> Instructions to follow
Reproduce the listing exactly and skip over any pictures.

> Recorded information
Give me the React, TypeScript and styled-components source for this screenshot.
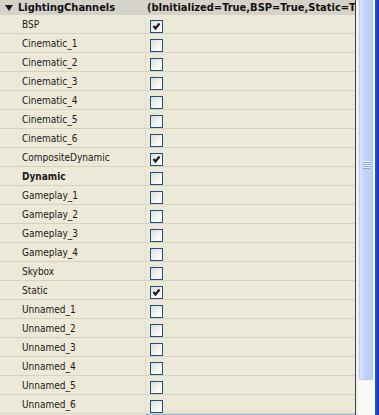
import styled, { createGlobalStyle } from "styled-components";

const rows: { name: string; checked: boolean; bold?: boolean }[] = [
    { name: "BSP", checked: true },
    { name: "Cinematic_1", checked: false },
    { name: "Cinematic_2", checked: false },
    { name: "Cinematic_3", checked: false },
    { name: "Cinematic_4", checked: false },
    { name: "Cinematic_5", checked: false },
    { name: "Cinematic_6", checked: false },
    { name: "CompositeDynamic", checked: true },
    { name: "Dynamic", checked: false, bold: true },
    { name: "Gameplay_1", checked: false },
    { name: "Gameplay_2", checked: false },
    { name: "Gameplay_3", checked: false },
    { name: "Gameplay_4", checked: false },
    { name: "Skybox", checked: false },
    { name: "Static", checked: true },
    { name: "Unnamed_1", checked: false },
    { name: "Unnamed_2", checked: false },
    { name: "Unnamed_3", checked: false },
    { name: "Unnamed_4", checked: false },
    { name: "Unnamed_5", checked: false },
    { name: "Unnamed_6", checked: false }
];

const GlobalStyle = createGlobalStyle`
    body {
        margin: 0;
        background: #ece9d8;
        font-family: "DejaVu Sans Condensed", "DejaVu Sans", sans-serif;
        font-stretch: condensed;
    }
`;

const Frame = styled.div`
    display: flex;
    width: 379px;
    height: 415px;
    overflow: hidden;
`;

const PropertyGrid = styled.div`
    width: 355px;
    flex: none;
    display: flex;
    flex-direction: column;
    background: #ece9d8;
    border-right: 1px solid #3f3f3f;
    overflow: hidden;
`;

const HeaderRow = styled.div`
    display: grid;
    grid-template-columns: 147px 1fr;
    height: 15px;
    flex: none;
    background: #d5d2ca;
    font-size: 11px;
    font-weight: bold;
    color: #111;
    line-height: 15px;
`;

const HeaderName = styled.div`
    display: flex;
    align-items: center;
    gap: 5px;
    padding-left: 5px;
`;

const HeaderValue = styled.div`
    white-space: nowrap;
    overflow: hidden;
    text-overflow: clip;
`;

const Row = styled.div`
    display: grid;
    grid-template-columns: 145px 1fr;
    height: 19px;
    flex: none;
    box-sizing: border-box;
    border-bottom: 1px solid #d6d2c2;
`;

const NameCell = styled.div<{ $bold?: boolean }>`
    padding-left: 22px;
    font-size: 10px;
    line-height: 19px;
    color: #1a1a1a;
    font-weight: ${(p) => (p.$bold ? "bold" : "normal")};
    white-space: nowrap;
`;

const ValueCell = styled.div`
    display: flex;
    align-items: flex-end;
    padding: 0 0 1px 4px;
    border-left: 1px solid #e0ddd0;
`;

const CheckBox = styled.div`
    width: 13px;
    height: 13px;
    box-sizing: border-box;
    border: 1px solid #1c5180;
    background: linear-gradient(135deg, #dcdcd4 0%, #f4f4f0 55%, #ffffff 100%);
    display: flex;
    align-items: center;
    justify-content: center;
`;

const BottomEdge = styled.div`
    height: 2px;
    margin-left: 146px;
    background: #a8b7d6;
    flex: none;
`;

const Scrollbar = styled.div`
    width: 19px;
    flex: none;
    display: flex;
    background: #fbfaf6;
`;

const TrackGap = styled.div<{ $w: number; $bg: string }>`
    width: ${(p) => p.$w}px;
    flex: none;
    background: ${(p) => p.$bg};
`;

const Thumb = styled.div`
    width: 14px;
    height: 380px;
    flex: none;
    box-sizing: border-box;
    border: 1px solid #b4c8f6;
    border-top: none;
    border-radius: 0 0 2px 2px;
    background: linear-gradient(to right, #dbe5fd 0%, #c3d3fb 40%, #b9cbf9 100%);
    display: flex;
    flex-direction: column;
    align-items: center;
    padding-top: 161px;
`;

const Grip = styled.div`
    width: 7px;
    height: 1px;
    background: #eef3ff;
    box-shadow: 0 1px 0 #8ca6e6;
    margin-bottom: 1px;
`;

const WindowEdge = styled.div`
    width: 4px;
    flex: none;
    background: linear-gradient(to right, #2a55e0, #0a2fc8);
`;

const Triangle = () => (
    <svg width="8" height="6" viewBox="0 0 8 6">
        <polygon points="0,0 8,0 4,6" fill="#1a1a1a" />
    </svg>
);

const Check = () => (
    <svg width="9" height="9" viewBox="0 0 9 9">
        <polyline points="1.5,4 3.5,6.5 7.5,1.5" fill="none" stroke="#1a1a1a" strokeWidth="2.2" />
    </svg>
);

const App = () => {
    return (
        <>
            <GlobalStyle />
            <Frame>
                <PropertyGrid>
                    <HeaderRow>
                        <HeaderName>
                            <Triangle />
                            LightingChannels
                        </HeaderName>
                        <HeaderValue>(bInitialized=True,BSP=True,Static=True,Dynamic=False)</HeaderValue>
                    </HeaderRow>
                    {rows.map((row) => (
                        <Row key={row.name}>
                            <NameCell $bold={row.bold}>{row.name}</NameCell>
                            <ValueCell>
                                <CheckBox>{row.checked && <Check />}</CheckBox>
                            </ValueCell>
                        </Row>
                    ))}
                    <BottomEdge />
                </PropertyGrid>
                <Scrollbar>
                    <TrackGap $w={3} $bg="#f3f1ec" />
                    <Thumb>
                        <Grip />
                        <Grip />
                        <Grip />
                        <Grip />
                    </Thumb>
                    <TrackGap $w={2} $bg="#ffffff" />
                </Scrollbar>
                <WindowEdge />
            </Frame>
        </>
    );
};

export default App;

> The reply
Give me the React, TypeScript and styled-components source for this screenshot.
import styled, { createGlobalStyle } from "styled-components";

const rows: { name: string; checked: boolean; bold?: boolean }[] = [
    { name: "BSP", checked: true },
    { name: "Cinematic_1", checked: false },
    { name: "Cinematic_2", checked: false },
    { name: "Cinematic_3", checked: false },
    { name: "Cinematic_4", checked: false },
    { name: "Cinematic_5", checked: false },
    { name: "Cinematic_6", checked: false },
    { name: "CompositeDynamic", checked: true },
    { name: "Dynamic", checked: false, bold: true },
    { name: "Gameplay_1", checked: false },
    { name: "Gameplay_2", checked: false },
    { name: "Gameplay_3", checked: false },
    { name: "Gameplay_4", checked: false },
    { name: "Skybox", checked: false },
    { name: "Static", checked: true },
    { name: "Unnamed_1", checked: false },
    { name: "Unnamed_2", checked: false },
    { name: "Unnamed_3", checked: false },
    { name: "Unnamed_4", checked: false },
    { name: "Unnamed_5", checked: false },
    { name: "Unnamed_6", checked: false }
];

const GlobalStyle = createGlobalStyle`
    body {
        margin: 0;
        background: #ece9d8;
        font-family: "DejaVu Sans Condensed", "DejaVu Sans", sans-serif;
        font-stretch: condensed;
    }
`;

const Frame = styled.div`
    display: flex;
    width: 379px;
    height: 415px;
    overflow: hidden;
`;

const PropertyGrid = styled.div`
    width: 355px;
    flex: none;
    display: flex;
    flex-direction: column;
    background: #ece9d8;
    border-right: 1px solid #3f3f3f;
    overflow: hidden;
`;

const HeaderRow = styled.div`
    display: grid;
    grid-template-columns: 147px 1fr;
    height: 15px;
    flex: none;
    background: #d5d2ca;
    font-size: 11px;
    font-weight: bold;
    color: #111;
    line-height: 15px;
`;

const HeaderName = styled.div`
    display: flex;
    align-items: center;
    gap: 5px;
    padding-left: 5px;
`;

const HeaderValue = styled.div`
    white-space: nowrap;
    overflow: hidden;
    text-overflow: clip;
`;

const Row = styled.div`
    display: grid;
    grid-template-columns: 145px 1fr;
    height: 19px;
    flex: none;
    box-sizing: border-box;
    border-bottom: 1px solid #d6d2c2;
`;

const NameCell = styled.div<{ $bold?: boolean }>`
    padding-left: 22px;
    font-size: 10px;
    line-height: 19px;
    color: #1a1a1a;
    font-weight: ${(p) => (p.$bold ? "bold" : "normal")};
    white-space: nowrap;
`;

const ValueCell = styled.div`
    display: flex;
    align-items: flex-end;
    padding: 0 0 1px 4px;
    border-left: 1px solid #e0ddd0;
`;

const CheckBox = styled.div`
    width: 13px;
    height: 13px;
    box-sizing: border-box;
    border: 1px solid #1c5180;
    background: linear-gradient(135deg, #dcdcd4 0%, #f4f4f0 55%, #ffffff 100%);
    display: flex;
    align-items: center;
    justify-content: center;
`;

const BottomEdge = styled.div`
    height: 2px;
    margin-left: 146px;
    background: #a8b7d6;
    flex: none;
`;

const Scrollbar = styled.div`
    width: 19px;
    flex: none;
    display: flex;
    background: #fbfaf6;
`;

const TrackGap = styled.div<{ $w: number; $bg: string }>`
    width: ${(p) => p.$w}px;
    flex: none;
    background: ${(p) => p.$bg};
`;

const Thumb = styled.div`
    width: 14px;
    height: 380px;
    flex: none;
    box-sizing: border-box;
    border: 1px solid #b4c8f6;
    border-top: none;
    border-radius: 0 0 2px 2px;
    background: linear-gradient(to right, #dbe5fd 0%, #c3d3fb 40%, #b9cbf9 100%);
    display: flex;
    flex-direction: column;
    align-items: center;
    padding-top: 161px;
`;

const Grip = styled.div`
    width: 7px;
    height: 1px;
    background: #eef3ff;
    box-shadow: 0 1px 0 #8ca6e6;
    margin-bottom: 1px;
`;

const WindowEdge = styled.div`
    width: 4px;
    flex: none;
    background: linear-gradient(to right, #2a55e0, #0a2fc8);
`;

const Triangle = () => (
    <svg width="8" height="6" viewBox="0 0 8 6">
        <polygon points="0,0 8,0 4,6" fill="#1a1a1a" />
    </svg>
);

const Check = () => (
    <svg width="9" height="9" viewBox="0 0 9 9">
        <polyline points="1.5,4 3.5,6.5 7.5,1.5" fill="none" stroke="#1a1a1a" strokeWidth="2.2" />
    </svg>
);

const App = () => {
    return (
        <>
            <GlobalStyle />
            <Frame>
                <PropertyGrid>
                    <HeaderRow>
                        <HeaderName>
                            <Triangle />
                            LightingChannels
                        </HeaderName>
                        <HeaderValue>(bInitialized=True,BSP=True,Static=True,Dynamic=False)</HeaderValue>
                    </HeaderRow>
                    {rows.map((row) => (
                        <Row key={row.name}>
                            <NameCell $bold={row.bold}>{row.name}</NameCell>
                            <ValueCell>
                                <CheckBox>{row.checked && <Check />}</CheckBox>
                            </ValueCell>
                        </Row>
                    ))}
                    <BottomEdge />
                </PropertyGrid>
                <Scrollbar>
                    <TrackGap $w={3} $bg="#f3f1ec" />
                    <Thumb>
                        <Grip />
                        <Grip />
                        <Grip />
                        <Grip />
                    </Thumb>
                    <TrackGap $w={2} $bg="#ffffff" />
                </Scrollbar>
                <WindowEdge />
            </Frame>
        </>
    );
};

export default App;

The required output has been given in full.